» STATED GOAL
Write out the material again exactly, please, and omit the pictures.

» GIVEN INFORMATION
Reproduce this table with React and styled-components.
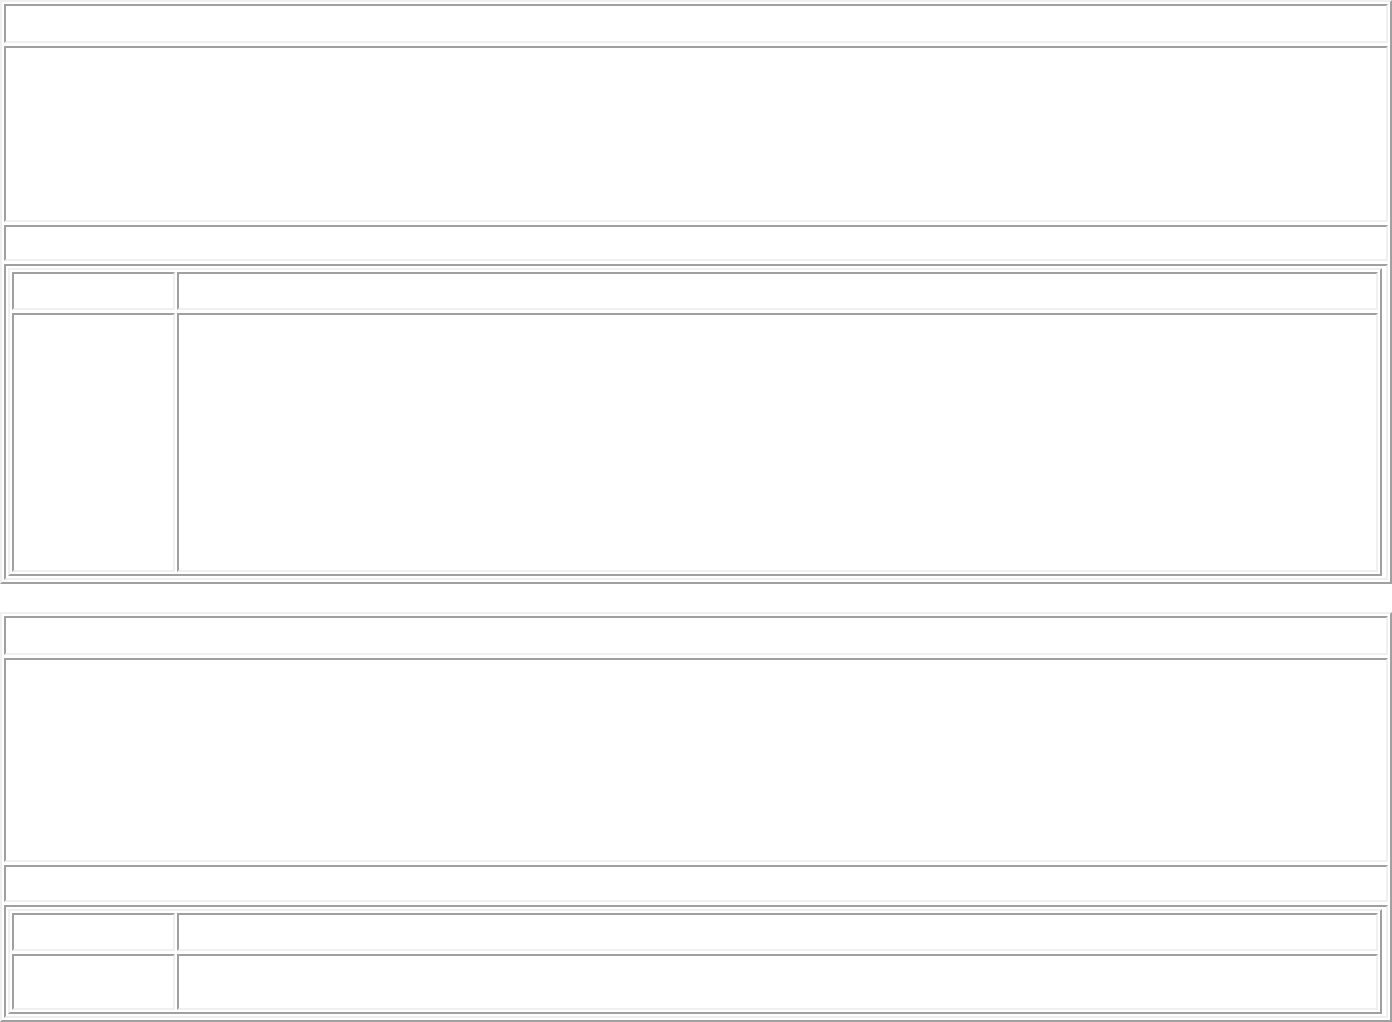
import React from "react";
import styled, { createGlobalStyle } from "styled-components";

const LIGHT = "#f0f0f0";
const DARK = "#a0a0a0";

const GlobalStyle = createGlobalStyle`
  html, body {
    margin: 0;
    padding: 0;
    background: #ffffff;
    font-family: "Liberation Serif", "Times New Roman", serif;
  }
`;

const Page = styled.div`
  display: flex;
  flex-direction: column;
  gap: 28px;
  width: 1392px;
`;

const OuterTable = styled.div`
  display: grid;
  grid-template-columns: 1fr;
  row-gap: 3px;
  padding: 2px;
  border: 2px solid;
  border-color: ${LIGHT} ${DARK} ${DARK} ${LIGHT};
  background: #ffffff;
`;

const Cell = styled.div`
  box-sizing: border-box;
  height: ${(p) => p.$h}px;
  border: 2px solid;
  border-color: ${DARK} ${LIGHT} ${LIGHT} ${DARK};
  background: #ffffff;
`;

const NestCell = styled(Cell)`
  padding: 2px 4px 2px 2px;
  display: flex;
`;

const InnerTable = styled.div`
  flex: 1;
  display: grid;
  grid-template-columns: 163px 1fr;
  column-gap: 2px;
  row-gap: 3px;
  padding: 2px;
  border: 2px solid;
  border-color: ${LIGHT} ${DARK} ${DARK} ${LIGHT};
`;

const tables = [
  { rows: [39, 176, 36], nestH: 316, inner: [38, 259] },
  { rows: [39, 204, 37], nestH: 113, inner: [38, 56] },
];

function Block({ rows, nestH, inner }) {
  return (
    <OuterTable>
      {rows.map((h, i) => (
        <Cell key={i} $h={h} />
      ))}
      <NestCell $h={nestH}>
        <InnerTable>
          {inner.map((h, i) => (
            <React.Fragment key={i}>
              <Cell $h={h} />
              <Cell $h={h} />
            </React.Fragment>
          ))}
        </InnerTable>
      </NestCell>
    </OuterTable>
  );
}

export default function App() {
  return (
    <>
      <GlobalStyle />
      <Page>
        {tables.map((t, i) => (
          <Block key={i} {...t} />
        ))}
      </Page>
    </>
  );
}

» THE OUTPUT
Reproduce this table with React and styled-components.
import React from "react";
import styled, { createGlobalStyle } from "styled-components";

const LIGHT = "#f0f0f0";
const DARK = "#a0a0a0";

const GlobalStyle = createGlobalStyle`
  html, body {
    margin: 0;
    padding: 0;
    background: #ffffff;
    font-family: "Liberation Serif", "Times New Roman", serif;
  }
`;

const Page = styled.div`
  display: flex;
  flex-direction: column;
  gap: 28px;
  width: 1392px;
`;

const OuterTable = styled.div`
  display: grid;
  grid-template-columns: 1fr;
  row-gap: 3px;
  padding: 2px;
  border: 2px solid;
  border-color: ${LIGHT} ${DARK} ${DARK} ${LIGHT};
  background: #ffffff;
`;

const Cell = styled.div`
  box-sizing: border-box;
  height: ${(p) => p.$h}px;
  border: 2px solid;
  border-color: ${DARK} ${LIGHT} ${LIGHT} ${DARK};
  background: #ffffff;
`;

const NestCell = styled(Cell)`
  padding: 2px 4px 2px 2px;
  display: flex;
`;

const InnerTable = styled.div`
  flex: 1;
  display: grid;
  grid-template-columns: 163px 1fr;
  column-gap: 2px;
  row-gap: 3px;
  padding: 2px;
  border: 2px solid;
  border-color: ${LIGHT} ${DARK} ${DARK} ${LIGHT};
`;

const tables = [
  { rows: [39, 176, 36], nestH: 316, inner: [38, 259] },
  { rows: [39, 204, 37], nestH: 113, inner: [38, 56] },
];

function Block({ rows, nestH, inner }) {
  return (
    <OuterTable>
      {rows.map((h, i) => (
        <Cell key={i} $h={h} />
      ))}
      <NestCell $h={nestH}>
        <InnerTable>
          {inner.map((h, i) => (
            <React.Fragment key={i}>
              <Cell $h={h} />
              <Cell $h={h} />
            </React.Fragment>
          ))}
        </InnerTable>
      </NestCell>
    </OuterTable>
  );
}

export default function App() {
  return (
    <>
      <GlobalStyle />
      <Page>
        {tables.map((t, i) => (
          <Block key={i} {...t} />
        ))}
      </Page>
    </>
  );
}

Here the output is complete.